El lunático percusionista escocés Jamie Muir dijo una vez: «La forma de descubrir lo que aún no ha sido descubierto (€) consiste en rechazar de inmediato las situaciones en cuanto uno las identifica». Muir, músico de improvisación libre y ex miembro de King Crimson, pensaba que hay que acercarse «a la basura con un respeto total por su condición de basura», y prefería los trastos viejos, los cacharros, a las antigüedades, porque en ellos se abre el territorio «de lo inexplorado: el futuro, si lo pensamos bien». Como él, el poeta leonés Víctor M. Díez (1968), integrante del cuarteto de improvisadores Sin Red, encuentra en el hallazgo fortuito, la impureza y el material lingüístico en derribo, rechazado, la fuente de sus mejores poemas. Y hasta ha dejado escrita esa preferencia en clave de lacónico programa: «Canto contra la pureza; y en eso / soy dócil a mi dios herrumbroso€».

Autor de seis libros de poesía y de la antología Todo espera un fuego (2010), que él mismo preparó para la prestigiosa colección Provincia, Díez acaba de ver editado Funeral celeste, «viejo hotel habitado por personajes en tránsito» donde «la memoria no es fielato». Son palabras del propio poeta en la breve nota explicativa de la solapa y vienen a confirmar que, en su caso, la serendipia no atañe sólo a lo lingüístico, al material del poema, con sus elecciones y sus azares, sino también a lo vital, al sentimiento o pensamiento que lo pone en marcha de manera, a veces, puramente casual, aleando, incluso, cosas de naturaleza contraria. Ejemplo de ello son las once piezas que integran «Velcros», la última sección del poemario, en la que el leonés compone a partir de la disposición -más intuitiva que visualmente explícita- de dos asuntos distintos que «enganchan al entrar en contacto».
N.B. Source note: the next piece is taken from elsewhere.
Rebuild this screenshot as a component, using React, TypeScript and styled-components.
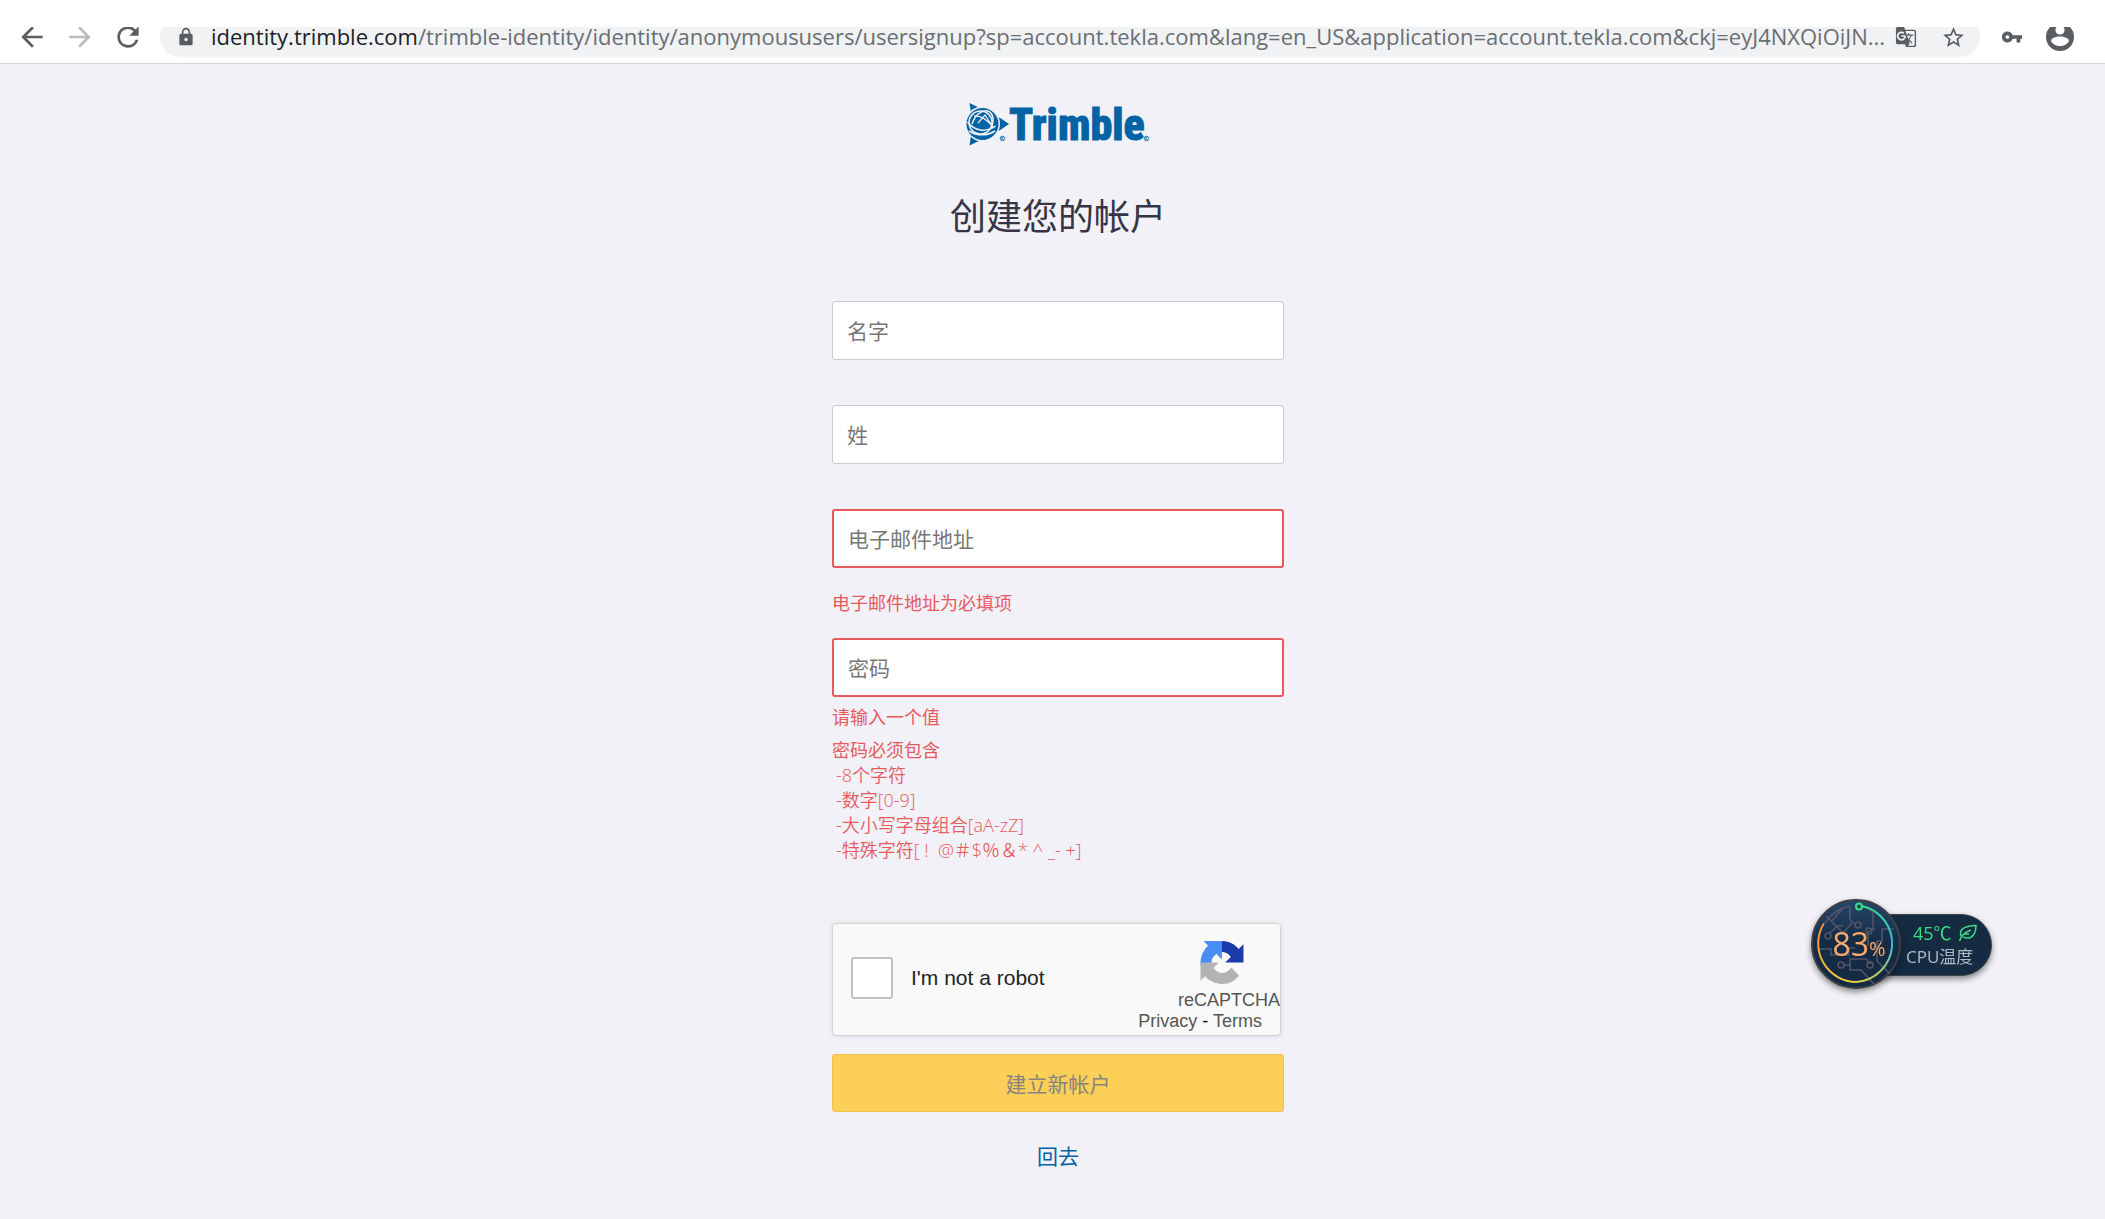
import React from "react";
import styled, { createGlobalStyle } from "styled-components";
import {
  MdArrowBack,
  MdArrowForward,
  MdRefresh,
  MdLock,
  MdGTranslate,
  MdStarBorder,
  MdVpnKey,
} from "react-icons/md";

const uiFont = `"Open Sans", "Noto Sans CJK SC", sans-serif`;

const GlobalStyle = createGlobalStyle`
  *, *::before, *::after { box-sizing: border-box; }
  body {
    margin: 0;
    background: #f2f1f7;
    font-family: ${uiFont};
  }
`;

const Page = styled.div`
  min-height: 100vh;
  display: flex;
  flex-direction: column;
`;

/* ---------- browser toolbar ---------- */

const Toolbar = styled.header`
  padding-top: 27px;
  background: #fff;
  border-bottom: 1px solid #d5d6dc;
`;

const ToolbarClip = styled.div`
  height: 36px;
  padding-bottom: 6px;
  display: flex;
  align-items: flex-end;
  overflow: hidden;
`;

const ToolbarRow = styled.div`
  flex: 1;
  min-width: 0;
  height: 40px;
  padding: 0 29px 0 16px;
  display: flex;
  align-items: center;
  gap: 16px;
`;

const ToolButton = styled.button<{ $faded?: boolean }>`
  flex: none;
  width: 32px;
  height: 32px;
  padding: 0;
  border: 0;
  background: none;
  display: flex;
  align-items: center;
  justify-content: center;
  color: ${(p) => (p.$faded ? "#babcbe" : "#5a5d61")};
`;

const AddressBar = styled.div`
  flex: 1;
  min-width: 0;
  height: 40px;
  padding: 0 11px 0 16px;
  display: flex;
  align-items: center;
  border-radius: 20px;
  background: #f0f2f4;
  color: #5a5d61;
`;

const BarActions = styled.div`
  flex: none;
  display: flex;
  gap: 15px;
`;

const Url = styled.div`
  flex: 1;
  min-width: 0;
  padding: 0 0 2px 15px;
  overflow: hidden;
  white-space: nowrap;
  font-size: 22px;
  line-height: 30px;
  color: #6b6e72;
`;

const Host = styled.span`
  color: #202124;
`;

/* ---------- sign-up form ---------- */

const Main = styled.main`
  flex: 1;
  padding: 38px 0 44px 11px;
  display: flex;
  flex-direction: column;
  align-items: center;
`;

const Title = styled.h1`
  margin: 47px 0 60px;
  font-weight: 400;
  font-size: 36px;
  line-height: 48px;
  color: #363545;
`;

const Form = styled.form`
  width: 452px;
  max-width: 100%;
  display: flex;
  flex-direction: column;
`;

const Field = styled.div<{ $tight?: boolean }>`
  display: flex;
  flex-direction: column;
  margin-bottom: ${(p) => (p.$tight ? 0 : 45)}px;
`;

const TextInput = styled.input<{ $invalid?: boolean }>`
  width: 100%;
  height: 59px;
  padding: 0 14px;
  border: ${(p) => (p.$invalid ? "2px solid #e65a5d" : "1px solid #cccbd3")};
  border-radius: 3px;
  background: #fff;
  font: 21px/32px ${uiFont};
  color: #363545;
  outline: none;

  &::placeholder {
    color: #777;
    opacity: 1;
  }
`;

const ErrorText = styled.p<{ $gap: number; $after?: number }>`
  margin: ${(p) => p.$gap}px 0 ${(p) => p.$after || 0}px;
  font-size: 18px;
  line-height: 25px;
  color: #e65a5d;
`;

const RuleList = styled.ul`
  margin: 0 0 60px;
  padding: 0 0 0 4px;
  list-style: none;
  font-size: 18px;
  font-weight: 350;
  line-height: 25px;
  color: #e65a5d;
`;

const Captcha = styled.div`
  width: 449px;
  max-width: 100%;
  height: 113px;
  padding: 0 0 3px 18px;
  display: flex;
  align-items: center;
  border: 1px solid #d3d3d3;
  border-radius: 4px;
  background: #f9f9f9;
  box-shadow: 0 0 5px rgba(0, 0, 0, 0.1);
  font-family: "Liberation Sans", Arial, sans-serif;
`;

const CaptchaBox = styled.input`
  appearance: none;
  flex: none;
  width: 42px;
  height: 42px;
  margin: 0 18px 0 0;
  border: 2px solid #c1c1c1;
  border-radius: 3px;
  background: #fff;
`;

const CaptchaLabel = styled.label`
  flex: 1;
  font-size: 21px;
  line-height: 24px;
  color: #222;
`;

const CaptchaBrand = styled.div`
  align-self: stretch;
  display: flex;
  flex-direction: column;
  align-items: flex-end;
  padding-top: 17px;
  color: #555;
`;

const CaptchaMark = styled.svg`
  width: 44px;
  height: 44px;
  margin-right: 36px;
`;

const CaptchaName = styled.span`
  margin-top: 6px;
  font-size: 18px;
  line-height: 21px;
`;

const CaptchaLinks = styled.span`
  margin-right: 18px;
  font-size: 18px;
  line-height: 21px;
  color: #000;

  a {
    color: #555;
    text-decoration: none;
  }
`;

const Submit = styled.button`
  height: 58px;
  margin-top: 18px;
  padding: 2px 0 0;
  border: 1px solid #edc04f;
  border-radius: 3px;
  background: #fccf58;
  font: 21px/32px ${uiFont};
  color: #86837f;
`;

const BackLink = styled.a`
  margin-top: 28px;
  align-self: center;
  font-size: 21px;
  line-height: 32px;
  color: #0063a3;
  text-decoration: none;
`;

/* ---------- floating monitor ---------- */

const Monitor = styled.aside`
  position: fixed;
  top: 899px;
  right: 113px;
  display: flex;
  align-items: center;
`;

const Dial = styled.div`
  position: relative;
  z-index: 1;
  width: 90px;
  height: 90px;
  border-radius: 50%;
  box-shadow: 0 3px 6px rgba(0, 0, 0, 0.45);
`;

const DialValue = styled.div`
  position: absolute;
  inset: 0;
  display: flex;
  align-items: baseline;
  justify-content: center;
  padding-left: 6px;
  font-size: 32px;
  line-height: 90px;
  color: #fbab6c;

  small {
    font-size: 20px;
  }
`;

const Pill = styled.div`
  width: 137px;
  height: 62px;
  margin: 2px 0 0 -46px;
  padding-left: 50px;
  display: flex;
  flex-direction: column;
  justify-content: center;
  border: 1px solid #3d434a;
  border-radius: 0 31px 31px 0;
  background: #152b42;
  box-shadow: 0 3px 6px rgba(0, 0, 0, 0.45);
`;

const Temperature = styled.div`
  display: flex;
  align-items: center;
  gap: 6px;
  padding-left: 7px;
  font-size: 18px;
  line-height: 24px;
  color: #3ddc84;
`;

const PillLabel = styled.div`
  font-size: 17px;
  line-height: 24px;
  color: #b3bac4;
`;

const Avatar = () => (
  <svg width="30" height="30" viewBox="0 0 30 30" aria-hidden="true">
    <circle cx="15" cy="15" r="14" fill="#5a5d61" />
    <circle cx="15" cy="8" r="4.6" fill="#fff" />
    <path d="M6 19c0-3 4.500-4.500 9-4.500s9 1.500 9 4.500c-1.500 3-5 5-9 5s-7.500-2-9-5z" fill="#fff" />
  </svg>
);

const Wordmark = styled.text`
  font-family: "Roboto Condensed", Roboto, sans-serif;
  font-weight: 800;
  font-size: 44px;
  fill: #0063a3;
  stroke: #0063a3;
  stroke-width: 1px;
`;

const TrimbleLogo = () => (
  <svg width="184" height="44" viewBox="0 0 184 44" overflow="visible" role="img" aria-label="Trimble">
    <path fill="#0063a3" d="M3.500 1 L21 9.500 L35 16.500 L43 22 L35 27.500 L21 35 L3.500 43.500 L5 33 L5 11 Z" />
    <circle cx="16.500" cy="22" r="17.500" fill="#f2f1f7" />
    <circle cx="16.500" cy="22" r="16" fill="#0063a3" />
    <g fill="none" stroke="#f2f1f7" strokeWidth="1.500">
      <circle cx="14.500" cy="20.500" r="11.500" />
      <path d="M1.500 20c7 9 18 11 28 4" />
      <path d="M3 29c8 5 18 5 26 0" />
      <path d="M6 22C9 13 15 8 22 9c6 3 6 10 3 18" />
      <path d="M12 21l7-8 6 9M8 14c6-1 14 4 20 12" strokeWidth="1.200" />
    </g>
    <g fill="none" stroke="#0063a3" strokeWidth="0.800">
      <circle cx="36.500" cy="36.500" r="2.300" />
      <circle cx="180.500" cy="36.500" r="2.300" />
      <path d="M35.700 38v-3h1.200v1.500h-1.200M36.500 36.500l.9 1.500M179.700 38v-3h1.200v1.500h-1.200M180.500 36.500l.9 1.500" strokeWidth="0.600" />
    </g>
    <Wordmark x="43" y="38">Trimble</Wordmark>
  </svg>
);

const DialArt = () => (
  <svg width="90" height="90" viewBox="0 0 90 90" aria-hidden="true">
    <defs>
      <linearGradient id="face" x1="0" y1="0" x2="0" y2="1">
        <stop offset="0" stopColor="#26466c" />
        <stop offset="0.450" stopColor="#162c46" />
        <stop offset="1" stopColor="#142a42" />
      </linearGradient>
      <linearGradient id="cool" x1="0" y1="0" x2="0" y2="1">
        <stop offset="0" stopColor="#3ddc84" />
        <stop offset="0.500" stopColor="#35b8e0" />
        <stop offset="1" stopColor="#d8cf4a" />
      </linearGradient>
      <linearGradient id="warm" x1="0" y1="1" x2="0" y2="0">
        <stop offset="0" stopColor="#f2c83c" />
        <stop offset="1" stopColor="#f08a3c" />
      </linearGradient>
    </defs>
    <circle cx="45" cy="45" r="44" fill="url(#face)" stroke="#3c4147" strokeWidth="2" />
    <g fill="none" stroke="#565467" strokeWidth="1.500">
      <path d="M14 24a38 38 0 0 1 25-17" />
      <path d="M39 8v13l5 4M15 17l17 17M31 10l-11 13M32 34l9-10" />
      <path d="M18 35l8-8h6" />
      <circle cx="47" cy="26" r="3" />
      <circle cx="17" cy="37" r="3" />
      <path d="M8 50h12v6h18v-7h6" />
      <path d="M62 13v16M57 47V33l4-3h3" />
      <circle cx="58" cy="32" r="3" />
      <path d="M83 30H71v12h-5v20l13 13" />
      <path d="M32 66h7v-6h16l5 5M39 66v5h11l13 14" />
      <circle cx="30" cy="66" r="3" />
      <circle cx="59" cy="66" r="3" />
    </g>
    <g fill="none" strokeWidth="2" strokeLinecap="round">
      <path d="M51 7a38.500 38.500 0 0 1-6 76" stroke="url(#cool)" />
      <path d="M45 83a38.500 38.500 0 0 1-32.500-58" stroke="url(#warm)" />
      <circle cx="48" cy="7.500" r="3" stroke="#3ddc84" fill="#1f3d60" />
    </g>
  </svg>
);

const Leaf = () => (
  <svg width="20" height="18" viewBox="0 0 20 18" fill="none" stroke="#3ddc84" strokeWidth="1.500" aria-hidden="true">
    <path d="M3 12C1 6 5 2 18 1.500c0 8-4 13-9 12.500-2 0-3-1-4-1" />
    <path d="M1.500 17C3 12 7 8 13 6M6 10l5 0" />
  </svg>
);

const passwordRules = [
  "-8个字符",
  "-数字[0-9]",
  "-大小写字母组合[aA-zZ]",
  "-特殊字符[ ! \u00a0@＃$％＆* ^ _- +]",
];

export default function App() {
  return (
    <Page>
      <GlobalStyle />
      <Toolbar>
        <ToolbarClip>
          <ToolbarRow>
            <ToolButton type="button" aria-label="Back"><MdArrowBack size={32} /></ToolButton>
            <ToolButton type="button" aria-label="Forward" $faded><MdArrowForward size={32} /></ToolButton>
            <ToolButton type="button" aria-label="Reload"><MdRefresh size={32} /></ToolButton>
            <AddressBar>
              <MdLock size={20} />
              <Url>
                <Host>identity.trimble.com</Host>
                /trimble-identity/identity/anonymoususers/usersignup?sp=account.tekla.com&amp;lang=en_US&amp;application=account.tekla.com&amp;ckj=eyJ4NXQiOiJN...
              </Url>
              <BarActions>
                <ToolButton type="button" aria-label="Translate"><MdGTranslate size={22} /></ToolButton>
                <ToolButton type="button" aria-label="Bookmark"><MdStarBorder size={25} /></ToolButton>
              </BarActions>
            </AddressBar>
            <ToolButton type="button" aria-label="Passwords"><MdVpnKey size={22} /></ToolButton>
            <ToolButton type="button" aria-label="Profile"><Avatar /></ToolButton>
          </ToolbarRow>
        </ToolbarClip>
      </Toolbar>

      <Main>
        <TrimbleLogo />
        <Title>创建您的帐户</Title>
        <Form onSubmit={(e) => e.preventDefault()}>
          <Field>
            <TextInput type="text" aria-label="名字" placeholder="名字" />
          </Field>
          <Field>
            <TextInput type="text" aria-label="姓" placeholder="姓" />
          </Field>
          <Field $tight>
            <TextInput type="email" aria-label="电子邮件地址" placeholder="电子邮件地址" $invalid />
            <ErrorText $gap={23} $after={22}>电子邮件地址为必填项</ErrorText>
          </Field>
          <Field $tight>
            <TextInput type="password" aria-label="密码" placeholder="密码" $invalid />
            <ErrorText $gap={8}>请输入一个值</ErrorText>
            <ErrorText $gap={8}>密码必须包含</ErrorText>
            <RuleList>
              {passwordRules.map((rule) => (
                <li key={rule}>{rule}</li>
              ))}
            </RuleList>
          </Field>
          <Captcha>
            <CaptchaBox id="robot" type="checkbox" />
            <CaptchaLabel htmlFor="robot">I'm not a robot</CaptchaLabel>
            <CaptchaBrand>
              <CaptchaMark viewBox="0 0 64 64" aria-hidden="true">
                <path fill="#1c3aa9" d="M64 31.955l-.033-1.370V4.687l-7.160 7.160C50.948 4.674 42.033.093 32.050.093c-10.400 0-19.622 4.960-25.458 12.640l11.736 11.860a15.550 15.550 0 0 1 4.754-5.334c2.050-1.600 4.952-2.906 8.968-2.906.485 0 .86.057 1.135.163 4.976.393 9.288 3.140 11.828 7.124l-8.307 8.307L64 31.953" />
                <path fill="#4a8df6" d="M31.862.094l-1.370.033H4.594l7.160 7.160C4.580 13.147 0 22.060 0 32.046c0 10.400 4.960 19.622 12.640 25.458L24.500 45.768a15.550 15.550 0 0 1-5.334-4.754c-1.600-2.050-2.906-4.952-2.906-8.968 0-.485.057-.86.163-1.135.393-4.976 3.140-9.288 7.124-11.828l8.307 8.307L31.860.095" />
                <path fill="#b3b3b3" d="M.001 32.045l.033 1.370v25.898l7.160-7.160c5.860 7.173 14.774 11.754 24.760 11.754 10.400 0 19.622-4.960 25.458-12.640l-11.736-11.860a15.550 15.550 0 0 1-4.754 5.334c-2.050 1.600-4.952 2.906-8.968 2.906-.485 0-.86-.057-1.135-.163-4.976-.393-9.288-3.140-11.828-7.124l8.307-8.307c-10.522.040-22.400.066-27.295-.005" />
              </CaptchaMark>
              <CaptchaName>reCAPTCHA</CaptchaName>
              <CaptchaLinks>
                <a href="#privacy">Privacy</a> - <a href="#terms">Terms</a>
              </CaptchaLinks>
            </CaptchaBrand>
          </Captcha>
          <Submit type="submit">建立新帐户</Submit>
          <BackLink href="#back">回去</BackLink>
        </Form>
      </Main>

      <Monitor aria-label="CPU温度">
        <Dial>
          <DialArt />
          <DialValue>83<small>%</small></DialValue>
        </Dial>
        <Pill>
          <Temperature>45℃<Leaf /></Temperature>
          <PillLabel>CPU温度</PillLabel>
        </Pill>
      </Monitor>
    </Page>
  );
}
Tal como exige la definición de «velcro» que nos ofrece el DRAE, Díez consigue cerrar o sujetar con éxito las «dos tiras de tejidos diferentes» -vale decir, «tiras de tejidos (vitales) diferentes»- y alcanza siempre inesperados logros, en ocasiones de una ternura conmovedora. Así, en el poema titulado «Peter & Guadalupe», donde engancha a su hija con el desaparecido contrabajista alemán Peter Kowald: «Peter encendió un fuego / y lo dejó sonando ahí para ella: / arco en el aserradero / contrabajo en la orilla, / barquito entre dientes». Estos versos, unidos a otro anterior, «la estridencia de todo lo diminuto», permiten visualizar la escena y, al tiempo, tomarla como epítome del áspero universo poético que la engendra, pues los «cien tesoritos» que la «pequeña» muestra orgullosa al «gigante» en el poema son como los cacharros que Muir recogía en los vertederos para hacerlos sonar en un contexto humano, o las palabras que el poeta rescata de su desgaste diario, de su inanidad, repoblándolas con la emoción del recuerdo.

Como se ve, el elogio de la impureza que Díez propone no está reñido con el registro lírico; es más: es todo lo lírico que hoy pueda serlo una poesía que no rechace tratar con la realidad (aunque sí con su versión para todos los públicos, el realismo), y que acepte la marginación del discurso lógico y el desenfoque como estrategias para combatir el aislamiento al que ese mismo discurso condena zonas enteras del mundo físico y de la producción de inmateriales. No de otra forma cabe entender la perturbación causada por la presencia de algunos objetos (cachivaches y trastos viejos, claro) en los retratos de la sección titulada «Hermano menor», presentados casi como si emanaran de un mal sueño: «Esa orquesta / de somieres en las cercas». O, si no, los quiebros que, de improviso, dirigen el poema hacia terrenos, por así decirlo, semánticamente atonales, en los que el sentido no descansa ya en la cadena lógica, sino en su ruptura: «Las preguntas siguen sonando / como martillos contra metales. / Pero por tres veces nadie / responde a su teléfono hoy. / Y la luz sí y la luz no / en la ventana que da».

Otras veces, sin embargo, el leonés preserva la tonalidad a fin de convertir sus textos en objetos molestos, o, cuando menos, portadores de una verdad incómoda que habitualmente se escamotea: «Ella en un lienzo / japonés. Se le quema el moño / cuando se adormece sorda / junto a la chapa. Trae fardos de leña y lleva / mondas a las conejeras».

Pero aún hay otro tipo de composición en Funeral celeste que, rizando el rizo, combina con acierto las trazas de las dos anteriores; composiciones del estilo de «Trabajo sucio», reflexión sobre el oficio que mancha de nuevo el papel, sólo que aquí el vertedero de Muir se parece más a una cañería de Tom Waits: «El poema no es ni está: / se refleja; / también / en un cubo de agua sucia. / El poema es un desagüe».